Thu Aug 4 23:34:46 CEST 2016

On Thu, Aug 4, 2016 at 4:22 PM, Joe Hershberger
<joe.hershberger at gmail.com> wrote:
> Hi Stephen,
>
> On Tue, Aug 2, 2016 at 11:56 AM, Stephen Warren <swarren at wwwdotorg.org> wrote:
>> On 08/01/2016 09:20 PM, Peter Chubb wrote:
>>>
>>>
>>> Hi Folks,
>>>    Since patch 96350f729c42 "dm: tegra: net: Convert tegra boards to
>>>    driver model for Ethernet" booting via dhcp has been broken on the
>>>    Jetson TK1.
>>
>>
>> Best to Cc the net and DM maintainers (Joe Hershberger and Simon Glass) on
>> this to make sure they see the issue. I've done so here.
>>
>>>    I tried applying "net: Probe PCI before looking for ethernet
>>>    devices"; this `works' in that the ethernet device is detected and
>>>    works,  but I end up with huge numbers of
>>>       CACHE: Misaligned operation at range [fffb8c00, fffb8c2e]

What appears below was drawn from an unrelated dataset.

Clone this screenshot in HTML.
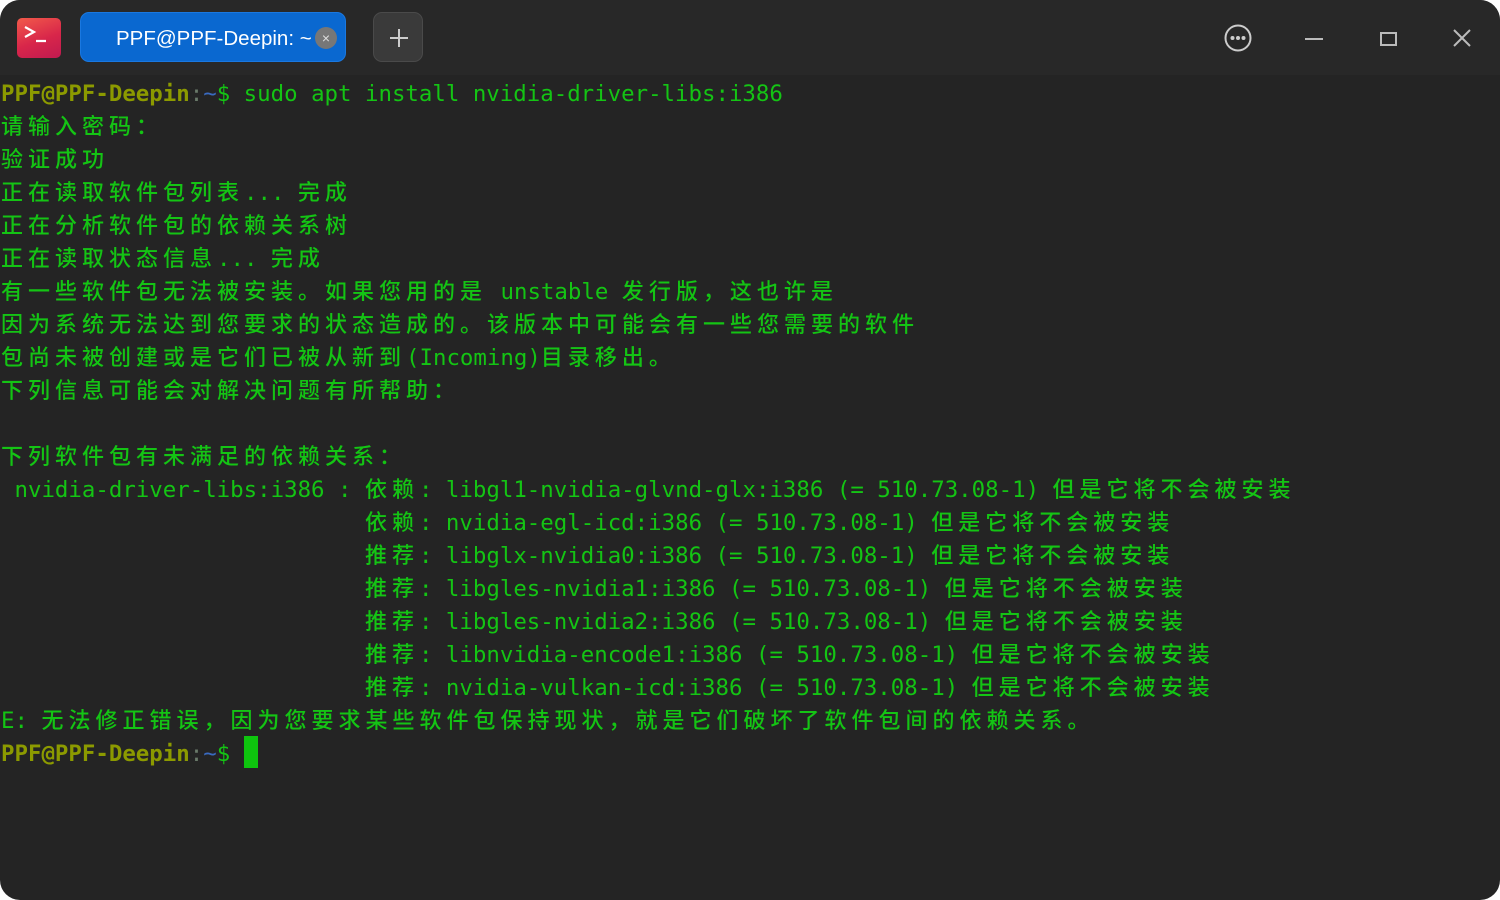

>>>    messages on the serial console.
>>
>>>
>>>
>>>    These come from the flush_cache() calls in net/rtl8169.c.  I
>>>    suggest the attached patch (or something like it):
>>
>>
>> Interesting; in my automated testing system, I do see these cache error
>> messages, yet ping and TFTP work for me. Admittedly my test setup uses a
>> static IP configuration rather than DHCP.
>>
>>> diff --git a/drivers/net/rtl8169.c b/drivers/net/rtl8169.c
>>
>>
>>>  static void rtl_flush_rx_desc(struct RxDesc *desc)
>>>  {
>>>  #ifndef CONFIG_SYS_NONCACHED_MEMORY
>>> -       flush_cache((unsigned long)desc, sizeof(*desc));
>>> +       unsigned long start = (unsigned long)desc & ~(ARCH_DMA_MINALIGN -
>>> 1);
>>> +       unsigned long size = ALIGN(sizeof(*desc), ARCH_DMA_MINALIGN);
>>> +
>>> +       flush_cache(start, size);
>>>  #endif
>>>  }
>>>
>>> @@ -493,21 +496,28 @@ static void rtl_inval_tx_desc(struct TxDesc *desc)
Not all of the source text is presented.